Data transfer insert into by chunk of 10,000 rows each time

3.9k views Asked by At

I get a 6M rows table need to sent to another server each day. it seems never finish when i do testing by:

insert into serverA.dbName.dbo.table1
select * from serverB.dbName.dbo.table1

is there such thing like "do 10000 rows each time"

something like

insert into serverA.dbName.dbo.table1
select * from serverB.dbName.dbo.table1
**by numOfRowEachTime=10000**

Otherwise i will write a loop.

1

There are 1 answers

0
Solomon Rutzky On

6 million rows in a single transaction is a pretty sizable chunk to begin with, and DML statements across linked servers aren't great either. But two methods to consider (that have worked for me) are:

  1. If there is an easy way to copy them in order (such as an ID field) then you can:

    • Keep track of the last ID sent in a new table on ServerB
    • Write a proc on ServerB that does a loop similar to the following:

      DECLARE @StartingID INT = 1,
              @EndingID INT,
              @DataToTransport NVARCHAR(MAX);
      
      SELECT @StartingID = StartingID FROM dbo.ProcessStatus;
      
      WHILE (1 = 1)
      BEGIN
         ;WITH cte AS
         (
            SELECT TOP (10000) t1.ID,
                   ROW_NUMBER() OVER (ORDER BY t1.ID ASC) AS [RowNum]
            FROM   dbo.Table1 t1
            WHERE t1.ID >= @StartingID
         )
         SELECT TOP (1) @EndingID = cte.[ID] FROM cte
         ORDER BY cte.[RowNum] DESC;
      
         IF (@@ROWCOUNT = 0)
         BEGIN
            UPDATE dbo.ProcessStatus SET StartingID = 1;
            BREAK; -- reset to start at the beginning and exit
         END;
      
         SET @DataToTransport = (CONVERT(NVARCHAR(MAX), (
             SELECT t1.* FROM dbo.Table1 t1
             WHERE t1.ID BETWEEN @StartingID AND @EndingID
             FOR XML RAW));
      
         EXEC [ServerA].[dbName].[dbo].Table1_ImportFromServerB @DataToTransport;
      
         UPDATE dbo.ProcessStatus SET StartingID = @StartingID;
      
         SET @StartingID = (@EndingID + 1);
      END;
      
    • Write a proc on ServerA -- [dbName].[dbo].Table1_ImportFromServerB -- that accepts the NVARCHAR(MAX) input param, converts it to XML, and does an INSERT INTO Table1 SELECT ... FROM (either @XMLvariable.Nodes or OPENXML)
    • Sending over a batch wrapped up as XML to a stored proc over a Linked Server is much faster than doing a straight INSERT over a Linked Server
    • You have to send the XML as NVARCHAR(MAX) as XML is not allowed for sending over a Linked Server
    • The [ProcessStatus] table is just to keep track of the current position in case the process fails and hence it can start where it left off, or you can even set a time limit or counter of X iterations and schedule to run from a SQL Agent job every N minutes or so (which is how I have always done it).

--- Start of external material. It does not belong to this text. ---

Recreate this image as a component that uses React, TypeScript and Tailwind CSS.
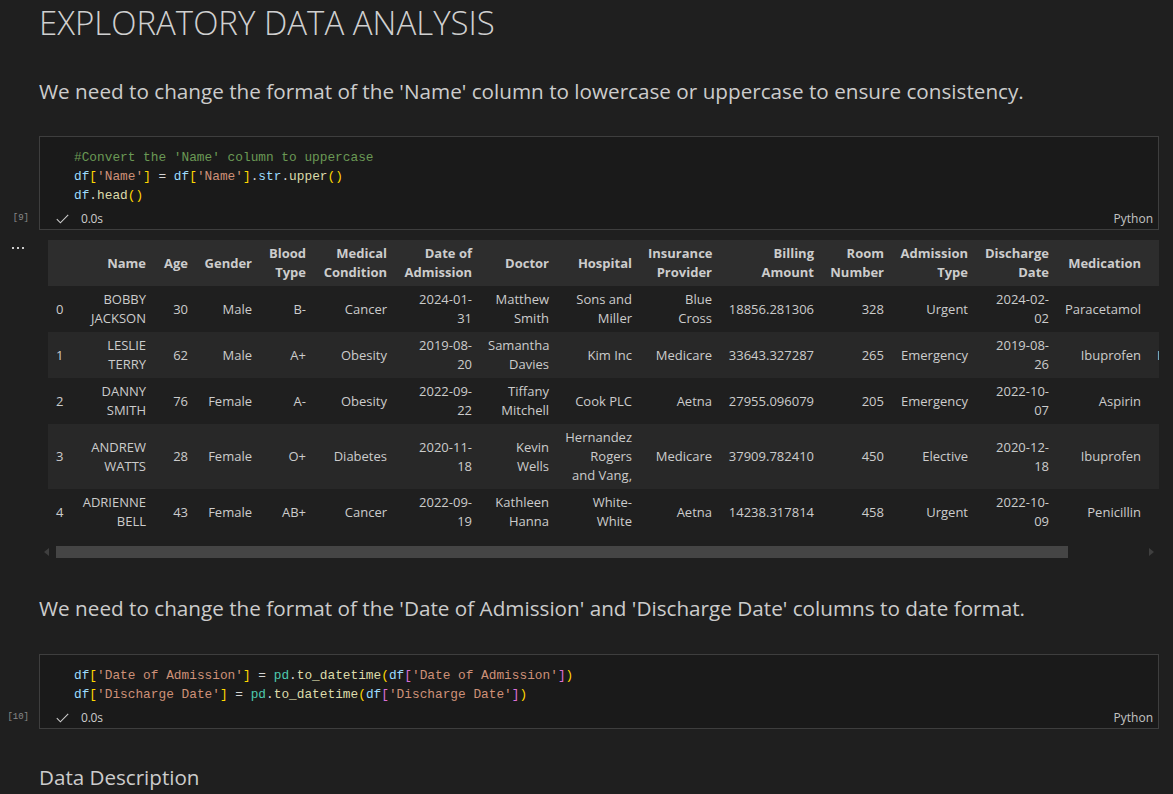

  2. Use SQLCLR to make use of the SqlBulkCopy class that is designed for this type of task. It is essentially the same API that is used by BCP, OPENROWSET(BULK...), and BULK INSERT. You can write your own CLR-based stored procedure, or there is one already done and available for free in the SQL# library (which I am the author of, but again, it is free). The stored procedure is called DB_BulkCopy and allows for setting a batch size.